Copy all the data exactly, except the pictures.

◆ **Material**

--------

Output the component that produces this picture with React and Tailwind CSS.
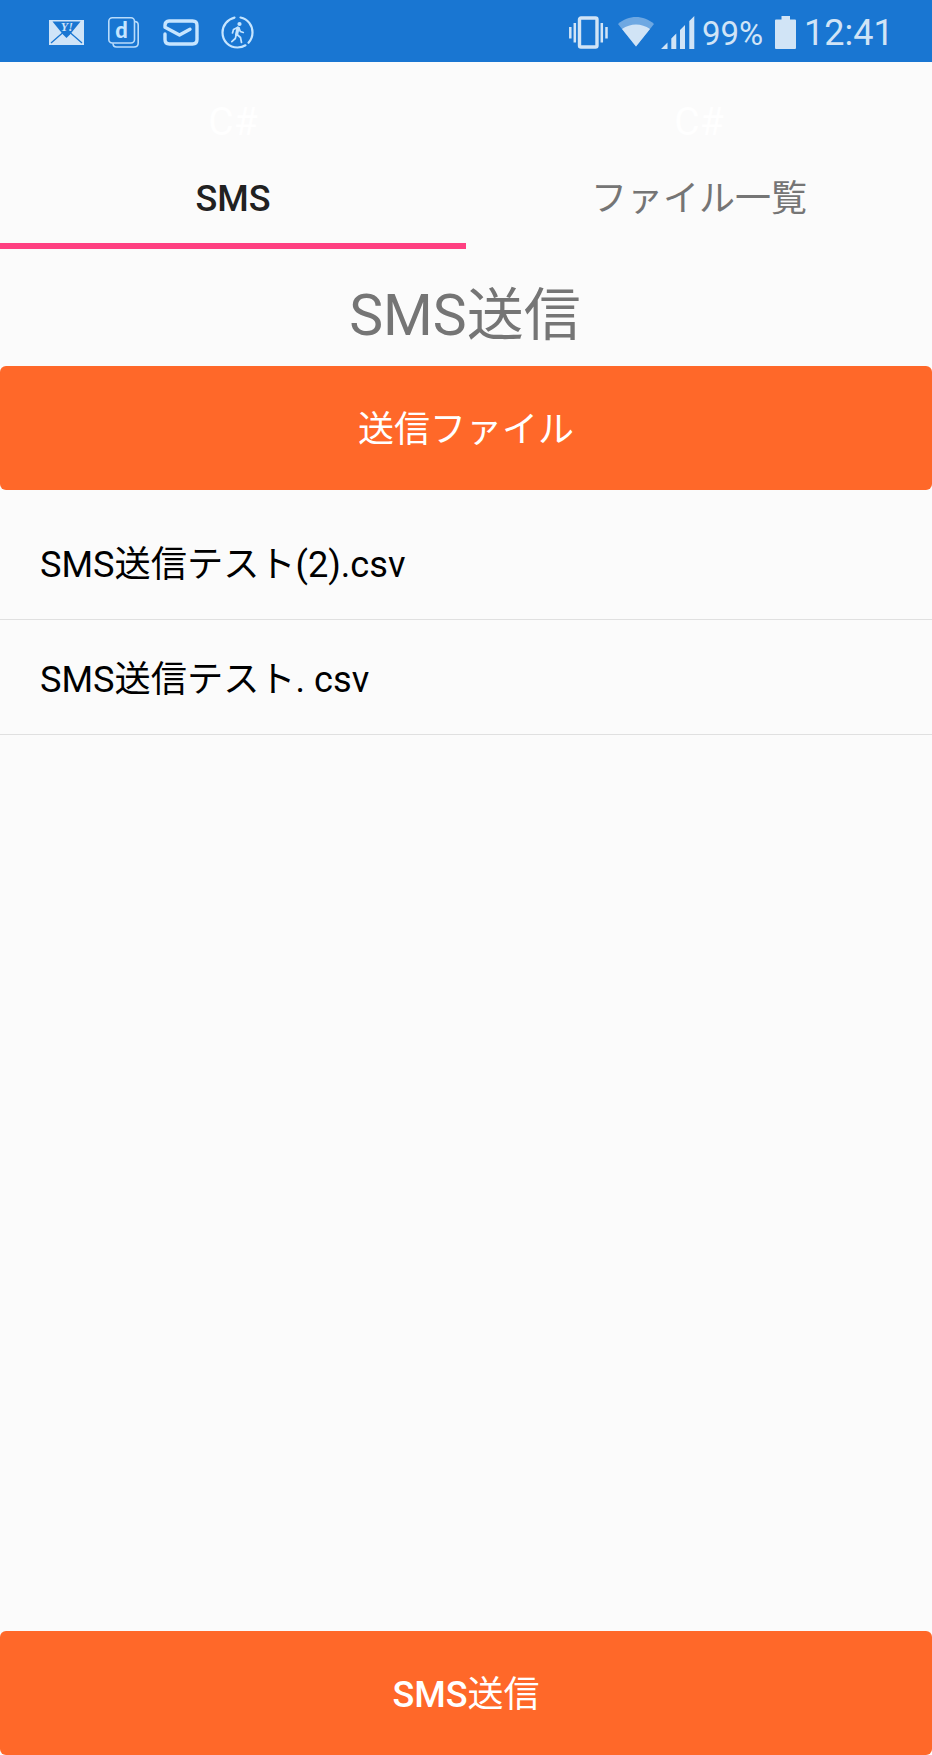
import React, { useState } from 'react';

const tabs = [
  { id: "sms", label: "SMS" },
  { id: "files", label: "ファイル一覧" },
];

const files = ["SMS送信テスト(2).csv", "SMS送信テスト. csv"];

const YahooMailIcon = () => (
  <svg width="35" height="25" viewBox="0 0 35 25">
    <rect width="35" height="25" fill="#cfe4f8" />
    <path d="M3.5 1.5H31.5L21 14.5L17.5 18L14 14.5Z" fill="#1976d2" />
    <path d="M2 23L14 12.5M33 23L21 12.5" stroke="#1976d2" strokeWidth="1.3" />
    <text x="17.8" y="10.5" textAnchor="middle" fontFamily="Liberation Serif, serif" fontSize="12" fontWeight="700" fontStyle="italic" fill="#cfe4f8">Y!</text>
  </svg>
);

const DocomoIcon = () => (
  <svg width="31" height="31" viewBox="0 0 31 31" fill="none" stroke="#b9dcfb" strokeWidth="1.6">
    <rect x="0.8" y="0.8" width="25.7" height="25.2" rx="3.5" />
    <path d="M26.5 4.5C29 4.5 30.2 5.5 30.2 8V26C30.2 29 29 30 26 30H8.5C6 30 5 28.8 5 26.3" />
    <text x="13.5" y="20.5" textAnchor="middle" fontFamily="Lato, sans-serif" fontSize="22" fontWeight="900" fill="#c6e5ff" stroke="none">d</text>
  </svg>
);

const MailIcon = () => (
  <svg width="36" height="27" viewBox="0 0 36 27" fill="none" stroke="#c6e5ff" strokeWidth="3.4" strokeLinejoin="round" strokeLinecap="round">
    <path d="M2 15V20.5C2 23.5 3.5 25 6.5 25H29.5C32.5 25 34 23.5 34 20.5V6.5C34 3.5 32.5 2 29.5 2H6C3.5 2 2 3.8 2 6.2V8.2L16.5 16L27 10.3" />
  </svg>
);

const WalkIcon = () => (
  <svg width="33" height="33" viewBox="0 0 33 33" fill="none" stroke="#c6e5ff" strokeLinecap="round" strokeLinejoin="round">
    <path d="M19.5 1.5C27 3 31.5 9.5 31.5 16.5C31.5 20.5 30 24 27.5 26.8M24.5 29.3C22 30.9 19.5 31.5 16.5 31.5C8 31.5 1.5 25 1.5 16.5C1.5 9.3 6.5 3.3 13.5 1.6" strokeWidth="2.2" />
    <circle cx="18.5" cy="8" r="2.1" fill="#c6e5ff" stroke="none" />
    <path d="M17 12L15.6 18.5" strokeWidth="3.2" />
    <path d="M16.5 11.5L12.5 13.5L11.5 17M18 12L19.3 15.5L22.3 16.5M16 18.5L19.5 21.5L20.5 26.5M15.3 18.5L14.3 22.5L10.8 25.7" strokeWidth="1.7" />
  </svg>
);

const VibrateIcon = () => (
  <svg width="39" height="33" viewBox="0 0 39 33">
    <rect x="10.5" y="2" width="17.5" height="29" rx="1.5" fill="none" stroke="#d1e4f6" strokeWidth="3.4" />
    <path d="M1.3 11V22.5M5.8 7V26.5M32.8 7V26.5M37.5 11V22.5" stroke="#d1e4f6" strokeWidth="2.5" />
  </svg>
);

const WifiIcon = () => (
  <svg width="36" height="30" viewBox="0 0 36 30">
    <path d="M0 7C10.5 -2.3 25.5 -2.3 36 7L18 29.5Z" fill="#6ea8e2" />
    <path d="M4 12C12.5 6 23.5 6 32 12L18 29.5Z" fill="#d1e4f6" />
  </svg>
);

const SignalIcon = () => (
  <svg width="34" height="33" viewBox="0 0 34 33" fill="#d1e4f6">
    <path d="M0 33L6.5 26.5V33ZM10.3 22.5L15.3 17.5V33H10.3ZM19 14L24 9V33H19ZM28.3 5L33.3 0V33H28.3Z" />
  </svg>
);

const BatteryIcon = () => (
  <svg width="21" height="33" viewBox="0 0 21 33" fill="#d1e4f6">
    <path d="M6.5 0H15V3.5H20Q21 3.5 21 4.5V32Q21 33 20 33H1Q0 33 0 32V4.5Q0 3.5 1 3.5H6.5Z" />
  </svg>
);

const App = () => {
  const [activeTab, setActiveTab] = useState("sms");

  return (
    <div className="flex h-[1755px] w-[932px] flex-col overflow-hidden bg-[#fbfbfb] font-['Roboto','Noto_Sans_CJK_JP',sans-serif]">
      {/* Status Bar */}
      <header className="flex h-[62px] shrink-0 items-center bg-[#1976d2] pt-[2px] pl-[49px] text-[#d1e4f6]">
        <YahooMailIcon />
        <div className="ml-6"><DocomoIcon /></div>
        <div className="ml-6"><MailIcon /></div>
        <div className="ml-[22px]"><WalkIcon /></div>
        <div className="ml-[315px]"><VibrateIcon /></div>
        <div className="ml-[10px]"><WifiIcon /></div>
        <div className="ml-[7px]"><SignalIcon /></div>
        <span className="ml-[7px] w-[73px] pt-[3px] text-[33px] leading-[57px] whitespace-nowrap">99%</span>
        <BatteryIcon />
        <span className="ml-[8px] pt-[3px] text-[36px] leading-[57px] whitespace-nowrap">12:41</span>
      </header>

      {/* Tabs */}
      <nav className="flex h-[187px] shrink-0">
        {tabs.map((tab) => (
          <button
            key={tab.id}
            onClick={() => setActiveTab(tab.id)}
            className={`flex w-[466px] flex-col items-center border-b-[6px] pt-[33px] text-[36px] ${
              activeTab === tab.id
                ? "border-[#ff4081] font-medium text-[#212121]"
                : "border-transparent font-normal text-[#757575]"
            }`}
          >
            <span className="text-[39px] leading-[54px] font-normal text-white">C#</span>
            <span className="mt-[24px] leading-[52px]">{tab.label}</span>
          </button>
        ))}
      </nav>

      <h1 className="h-[117px] shrink-0 pt-[7px] pr-[2px] text-center text-[57px] leading-[120px] text-[#757575]">SMS送信</h1>

      <button className="h-[124px] shrink-0 rounded-[6px] bg-[#ff6829] pt-[4px] text-[36px] text-white">
        送信ファイル
      </button>

      {/* File List */}
      <ul className="flex-1 pt-[15px]">
        {files.map((file) => (
          <li key={file} className="h-[115px] border-b border-[#e0e0e0] pl-10 text-[36.2px] leading-[120px] text-black">
            {file}
          </li>
        ))}
      </ul>

      <button className="h-[124px] shrink-0 rounded-[6px] bg-[#ff6829] pt-[4px] text-[36px] text-white">
        <span className="font-medium">SMS</span>送信
      </button>
    </div>
  );
};

export default App;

--------

◆ **Task answer**
Output the component that produces this picture with React and Tailwind CSS.
import React, { useState } from 'react';

const tabs = [
  { id: "sms", label: "SMS" },
  { id: "files", label: "ファイル一覧" },
];

const files = ["SMS送信テスト(2).csv", "SMS送信テスト. csv"];

const YahooMailIcon = () => (
  <svg width="35" height="25" viewBox="0 0 35 25">
    <rect width="35" height="25" fill="#cfe4f8" />
    <path d="M3.5 1.5H31.5L21 14.5L17.5 18L14 14.5Z" fill="#1976d2" />
    <path d="M2 23L14 12.5M33 23L21 12.5" stroke="#1976d2" strokeWidth="1.3" />
    <text x="17.8" y="10.5" textAnchor="middle" fontFamily="Liberation Serif, serif" fontSize="12" fontWeight="700" fontStyle="italic" fill="#cfe4f8">Y!</text>
  </svg>
);

const DocomoIcon = () => (
  <svg width="31" height="31" viewBox="0 0 31 31" fill="none" stroke="#b9dcfb" strokeWidth="1.6">
    <rect x="0.8" y="0.8" width="25.7" height="25.2" rx="3.5" />
    <path d="M26.5 4.5C29 4.5 30.2 5.5 30.2 8V26C30.2 29 29 30 26 30H8.5C6 30 5 28.8 5 26.3" />
    <text x="13.5" y="20.5" textAnchor="middle" fontFamily="Lato, sans-serif" fontSize="22" fontWeight="900" fill="#c6e5ff" stroke="none">d</text>
  </svg>
);

const MailIcon = () => (
  <svg width="36" height="27" viewBox="0 0 36 27" fill="none" stroke="#c6e5ff" strokeWidth="3.4" strokeLinejoin="round" strokeLinecap="round">
    <path d="M2 15V20.5C2 23.5 3.5 25 6.5 25H29.5C32.5 25 34 23.5 34 20.5V6.5C34 3.5 32.5 2 29.5 2H6C3.5 2 2 3.8 2 6.2V8.2L16.5 16L27 10.3" />
  </svg>
);

const WalkIcon = () => (
  <svg width="33" height="33" viewBox="0 0 33 33" fill="none" stroke="#c6e5ff" strokeLinecap="round" strokeLinejoin="round">
    <path d="M19.5 1.5C27 3 31.5 9.5 31.5 16.5C31.5 20.5 30 24 27.5 26.8M24.5 29.3C22 30.9 19.5 31.5 16.5 31.5C8 31.5 1.5 25 1.5 16.5C1.5 9.3 6.5 3.3 13.5 1.6" strokeWidth="2.2" />
    <circle cx="18.5" cy="8" r="2.1" fill="#c6e5ff" stroke="none" />
    <path d="M17 12L15.6 18.5" strokeWidth="3.2" />
    <path d="M16.5 11.5L12.5 13.5L11.5 17M18 12L19.3 15.5L22.3 16.5M16 18.5L19.5 21.5L20.5 26.5M15.3 18.5L14.3 22.5L10.8 25.7" strokeWidth="1.7" />
  </svg>
);

const VibrateIcon = () => (
  <svg width="39" height="33" viewBox="0 0 39 33">
    <rect x="10.5" y="2" width="17.5" height="29" rx="1.5" fill="none" stroke="#d1e4f6" strokeWidth="3.4" />
    <path d="M1.3 11V22.5M5.8 7V26.5M32.8 7V26.5M37.5 11V22.5" stroke="#d1e4f6" strokeWidth="2.5" />
  </svg>
);

const WifiIcon = () => (
  <svg width="36" height="30" viewBox="0 0 36 30">
    <path d="M0 7C10.5 -2.3 25.5 -2.3 36 7L18 29.5Z" fill="#6ea8e2" />
    <path d="M4 12C12.5 6 23.5 6 32 12L18 29.5Z" fill="#d1e4f6" />
  </svg>
);

const SignalIcon = () => (
  <svg width="34" height="33" viewBox="0 0 34 33" fill="#d1e4f6">
    <path d="M0 33L6.5 26.5V33ZM10.3 22.5L15.3 17.5V33H10.3ZM19 14L24 9V33H19ZM28.3 5L33.3 0V33H28.3Z" />
  </svg>
);

const BatteryIcon = () => (
  <svg width="21" height="33" viewBox="0 0 21 33" fill="#d1e4f6">
    <path d="M6.5 0H15V3.5H20Q21 3.5 21 4.5V32Q21 33 20 33H1Q0 33 0 32V4.5Q0 3.5 1 3.5H6.5Z" />
  </svg>
);

const App = () => {
  const [activeTab, setActiveTab] = useState("sms");

  return (
    <div className="flex h-[1755px] w-[932px] flex-col overflow-hidden bg-[#fbfbfb] font-['Roboto','Noto_Sans_CJK_JP',sans-serif]">
      {/* Status Bar */}
      <header className="flex h-[62px] shrink-0 items-center bg-[#1976d2] pt-[2px] pl-[49px] text-[#d1e4f6]">
        <YahooMailIcon />
        <div className="ml-6"><DocomoIcon /></div>
        <div className="ml-6"><MailIcon /></div>
        <div className="ml-[22px]"><WalkIcon /></div>
        <div className="ml-[315px]"><VibrateIcon /></div>
        <div className="ml-[10px]"><WifiIcon /></div>
        <div className="ml-[7px]"><SignalIcon /></div>
        <span className="ml-[7px] w-[73px] pt-[3px] text-[33px] leading-[57px] whitespace-nowrap">99%</span>
        <BatteryIcon />
        <span className="ml-[8px] pt-[3px] text-[36px] leading-[57px] whitespace-nowrap">12:41</span>
      </header>

      {/* Tabs */}
      <nav className="flex h-[187px] shrink-0">
        {tabs.map((tab) => (
          <button
            key={tab.id}
            onClick={() => setActiveTab(tab.id)}
            className={`flex w-[466px] flex-col items-center border-b-[6px] pt-[33px] text-[36px] ${
              activeTab === tab.id
                ? "border-[#ff4081] font-medium text-[#212121]"
                : "border-transparent font-normal text-[#757575]"
            }`}
          >
            <span className="text-[39px] leading-[54px] font-normal text-white">C#</span>
            <span className="mt-[24px] leading-[52px]">{tab.label}</span>
          </button>
        ))}
      </nav>

      <h1 className="h-[117px] shrink-0 pt-[7px] pr-[2px] text-center text-[57px] leading-[120px] text-[#757575]">SMS送信</h1>

      <button className="h-[124px] shrink-0 rounded-[6px] bg-[#ff6829] pt-[4px] text-[36px] text-white">
        送信ファイル
      </button>

      {/* File List */}
      <ul className="flex-1 pt-[15px]">
        {files.map((file) => (
          <li key={file} className="h-[115px] border-b border-[#e0e0e0] pl-10 text-[36.2px] leading-[120px] text-black">
            {file}
          </li>
        ))}
      </ul>

      <button className="h-[124px] shrink-0 rounded-[6px] bg-[#ff6829] pt-[4px] text-[36px] text-white">
        <span className="font-medium">SMS</span>送信
      </button>
    </div>
  );
};

export default App;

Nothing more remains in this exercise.